Freight Measurement Discrepancies Drive Cost Concerns

This paper delves into the issue of discrepancies between actual measurements and quoted prices in freight transportation. It analyzes the causes of these differences, elaborates on the measurement standards and billing methods under different modes of transport, and proposes corresponding strategies. The aim is to help shippers better understand and address the impact of freight dimension verification, thereby effectively controlling transportation costs and improving logistics efficiency. This includes understanding how different carriers and modes of transport handle measurement and billing, and how to negotiate favorable terms.
Freight Measurement Discrepancies Drive Cost Concerns

Imagine this scenario: You meticulously calculate your cargo's dimensions and weight, submit a shipping quote, and everything seems under control. Yet when the carrier conducts final measurements before loading, the numbers diverge significantly from your initial submission. This discrepancy can disrupt budgets and inflate transportation costs. What causes these variations? How do remeasurements impact final invoices? This analysis examines freight verification processes to explain measurement discrepancies and mitigation strategies.
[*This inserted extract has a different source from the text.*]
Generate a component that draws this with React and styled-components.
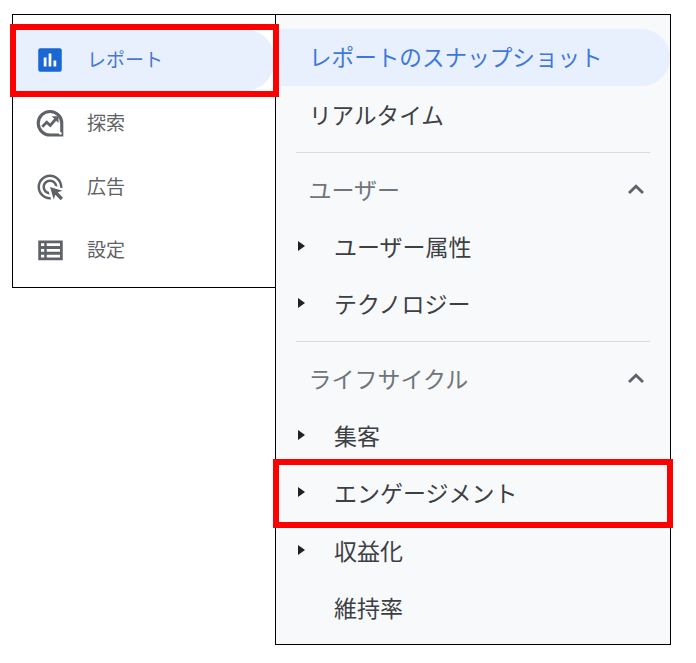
import React from 'react';
import styled, { createGlobalStyle } from 'styled-components';

const GlobalStyle = createGlobalStyle`
  body {
    margin: 0;
    background: #fff;
    font-family: "Noto Sans CJK JP", "Noto Sans", sans-serif;
  }
`
const Page = styled.div`
  position: relative;
  width: 696px;
  height: 663px;
  padding: 14px 0 0 12px;
  box-sizing: border-box;
  display: flex;
  align-items: flex-start;
  overflow: hidden;
`
const SideNav = styled.nav`
  width: 263px;
  height: 274px;
  box-sizing: border-box;
  padding-top: 14px;
  background: #fff;
  border: 1px solid #000;
  border-right: none;
  display: flex;
  flex-direction: column;
  gap: 1.67px;
`
const SideItem = styled.div`
  height: 62px;
  box-sizing: border-box;
  padding: 0 0 1px 22px;
  display: flex;
  align-items: center;
  gap: 22px;
  font-size: 19px;
  line-height: 1;
  color: ${(props) => (props.active ? '#4a76d4' : '#5f6368')};
  background: ${(props) => (props.active ? '#e8f0fe' : 'transparent')};
  border-radius: 0 31px 31px 0;
`
const SideLabel = styled.span`
  margin-bottom: 3px;
`
const Icon = styled.svg`
  width: 30px;
  height: 30px;
  flex-shrink: 0;
  display: block;
`
const SubNav = styled.nav`
  width: 396px;
  height: 631px;
  box-sizing: border-box;
  padding-top: 14px;
  background: #f8f9fb;
  border: 1px solid #000;
`
const SubItem = styled.div`
  height: 57.33px;
  display: flex;
  align-items: center;
  line-height: 1;
  font-size: ${(props) => (props.nested ? '23px' : '22.6px')};
  color: ${(props) => (props.active ? '#3f78dc' : '#3c4043')};
  background: ${(props) => (props.active ? '#e8f0fe' : 'transparent')};
  border-radius: 0 29px 29px 0;
  padding-left: ${(props) => (props.nested ? '22px' : '33px')};
`
const Caret = styled.span`
  width: 0;
  height: 0;
  margin: 0 29px 1px 0;
  border-style: solid;
  border-width: 5.5px 0 5.5px 7px;
  border-color: transparent transparent transparent #202124;
`
const CaretSpace = styled.span`
  width: 36px;
`
const Divider = styled.div`
  height: 1px;
  margin: 8.7px 20px 7.3px;
  background: #dadce0;
`
const GroupHeader = styled.div`
  height: 57.33px;
  padding: 0 25px 0 32.5px;
  display: flex;
  align-items: center;
  justify-content: space-between;
  line-height: 1;
  font-size: 23px;
  color: #70757a;
`
const Chevron = styled.svg`
  width: 18px;
  height: 12px;
  display: block;
`
const Highlight = styled.div`
  position: absolute;
  left: ${(props) => props.x}px;
  top: ${(props) => props.y}px;
  width: ${(props) => props.w}px;
  height: ${(props) => props.h}px;
  box-sizing: border-box;
  border: 6px solid #ff0000;
`

const ReportIcon = () => (
  <Icon viewBox="0 0 24 24">
    <rect x="2.6" y="2.6" width="18.8" height="18.8" rx="1.6" fill="#1967d2" />
    <path d="M7 10h2.2v7.2H7zM10.9 6.8h2.2v10.4h-2.2zM14.8 12.4H17v4.8h-2.2z" fill="#fff" />
  </Icon>
)
const ExploreIcon = () => (
  <Icon viewBox="0 0 24 24">
    <path d="M12 2.8a9.4 9.4 0 1 0 0 18.8h9.4v-9.4A9.4 9.4 0 0 0 12 2.8z" fill="none" stroke="#5f6368" strokeWidth="2.5" />
    <path d="M5.8 15l3.6-3.6 2.8 2.6 4.6-5.4" fill="none" stroke="#5f6368" strokeWidth="2.2" />
    <path d="M13.4 6.6h5.4V12z" fill="#5f6368" />
    <circle cx="20.2" cy="20.2" r="1.1" fill="#fff" />
  </Icon>
)
const AdsIcon = () => (
  <Icon viewBox="0 0 24 24">
    <path
      fill="#5f6368"
      d="M11.71 17.99C8.53 17.84 6 15.22 6 12c0-3.31 2.69-6 6-6 3.22 0 5.84 2.53 5.99 5.71l-2.1-.63C15.48 9.31 13.89 8 12 8c-2.21 0-4 1.79-4 4 0 1.89 1.31 3.48 3.08 3.89l.63 2.1zM22 12c0 .3-.01.6-.04.9l-1.97-.59C20 12.21 20 12.1 20 12c0-4.42-3.58-8-8-8s-8 3.58-8 8 3.58 8 8 8c.1 0 .21 0 .31-.01l.59 1.97c-.3.03-.6.04-.9.04-5.52 0-10-4.48-10-10S6.48 2 12 2s10 4.48 10 10zm-3.77 4.26L22 15l-10-3 3 10 1.26-3.77 4.27 4.27 1.91-1.91-4.21-4.33z"
    />
  </Icon>
)
const TableIcon = () => (
  <Icon viewBox="0 0 24 24">
    <path
      fill="#5f6368"
      fillRule="evenodd"
      d="M2.6 4.4h19.6v15.8H2.6zM4.8 6.6v2.2h2.6V6.6zM9.4 6.6v2.2H20V6.6zM4.8 11.2v2.2h2.6v-2.2zM9.4 11.2v2.2H20v-2.2zM4.8 15.8V18h2.6v-2.2zM9.4 15.8V18H20v-2.2z"
    />
  </Icon>
)
const ChevronUp = () => (
  <Chevron viewBox="0 0 18 12">
    <path d="M2 10L9 3.2 16 10" fill="none" stroke="#5f6368" strokeWidth="2.8" />
  </Chevron>
)

const Group = ({ title, items }) => (
  <>
    <Divider />
    <GroupHeader>
      <span>{title}</span>
      <ChevronUp />
    </GroupHeader>
    {items.map((item) => (
      <SubItem nested key={item.label}>
        {item.leaf ? <CaretSpace /> : <Caret />}
        <span>{item.label}</span>
      </SubItem>
    ))}
  </>
)

export default function App() {
  return (
    <Page>
      <GlobalStyle />
      <SideNav>
        <SideItem active><ReportIcon /><SideLabel>レポート</SideLabel></SideItem>
        <SideItem><ExploreIcon /><SideLabel>探索</SideLabel></SideItem>
        <SideItem><AdsIcon /><SideLabel>広告</SideLabel></SideItem>
        <SideItem><TableIcon /><SideLabel>設定</SideLabel></SideItem>
      </SideNav>
      <SubNav>
        <SubItem active><span>レポートのスナップショット</span></SubItem>
        <SubItem><span>リアルタイム</span></SubItem>
        <Group title="ユーザー" items={[{ label: 'ユーザー属性' }, { label: 'テクノロジー' }]} />
        <Group
          title="ライフサイクル"
          items={[
            { label: '集客' },
            { label: 'エンゲージメント' },
            { label: '収益化' },
            { label: '維持率', leaf: true },
          ]}
        />
      </SubNav>
      <Highlight x={10} y={24} w={269} h={73} />
      <Highlight x={273} y={459} w={400} h={69} />
    </Page>
  );
}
The Critical Role of Freight Verification

In global trade logistics, cargo dimensions and weight form the basis of shipping costs. Carriers perform verification checks before loading to ensure billing accuracy. When discrepancies emerge between shipper-provided data and actual measurements, carriers adjust charges accordingly.

The verification process typically involves:

  • Cargo inspection: Initial checks of packaging and markings during receipt
  • Precise measurement: Using calibrated tools (tape measures, scales) or laser scanning for large items
  • Data reconciliation: Comparing measurements against submitted information
  • Dispute resolution: Addressing discrepancies through shipper confirmation or remeasurement
  • Billing adjustment: Finalizing charges based on verified dimensions

Common Causes of Measurement Discrepancies

Several factors contribute to variances between quoted and actual measurements:

  • Supplier estimates: Initial dimensions often rely on approximate vendor projections rather than precise measurements
  • Packaging variations: Palletization and packing materials can alter total volume and weight
  • Measurement errors: Human inconsistencies in tool use, methodology, or irregular cargo shapes
  • Transport deformation: Compression or impact during handling may modify dimensions
  • Environmental factors: Humidity/temperature changes affecting materials like wood or textiles
  • Unit conversion mistakes: International measurement standard discrepancies

Transport-Specific Measurement Standards

Different shipping methods employ distinct measurement protocols:

Full Container Load (FCL)

Charges typically reflect container quantity/type rather than cargo specifics, though overweight containers incur surcharges based on port weighbridge measurements.

Less Than Container Load (LCL)

Freight stations measure volume in cubic meters (CBM), applying weight-based pricing for dense cargo (exceeding 800kg/CBM). Charges apply to whichever measure (volume or weight) yields higher revenue.

Air Freight

Billable weight reflects either gross weight or volumetric weight (L×W×H in cm ÷ 6000), using whichever value is greater. Airlines may modify this divisor.

Financial Implications of Remeasurement

Verified dimension changes affect costs through:

  • LCL adjustments: Volume/weight variances directly modify base charges
  • Air freight recalculations: Shifts between actual and volumetric weights alter pricing tiers
  • Ancillary fees: Terminal handling, equipment usage, and access charges often scale with cargo dimensions

Mitigation Strategies

Shippers can minimize discrepancies by:

  • Obtaining certified measurements from suppliers or third parties
  • Optimizing packaging configurations to reduce dead space
  • Understanding carriers' specific measurement methodologies
  • Promptly reviewing and contesting disputed measurements
  • Securing cargo insurance covering measurement-related surcharges
  • Adopting advanced measurement technologies like 3D scanning where available

Case Example

A U.S. importer received a 20% freight increase after LCL furniture shipments measured 12 CBM versus the quoted 10 CBM. Additional terminal fees compounded the cost overrun.

Conclusion

Freight verification safeguards transactional fairness in global shipping. Proactive dimension management helps shippers maintain budget predictability amidst logistical variables.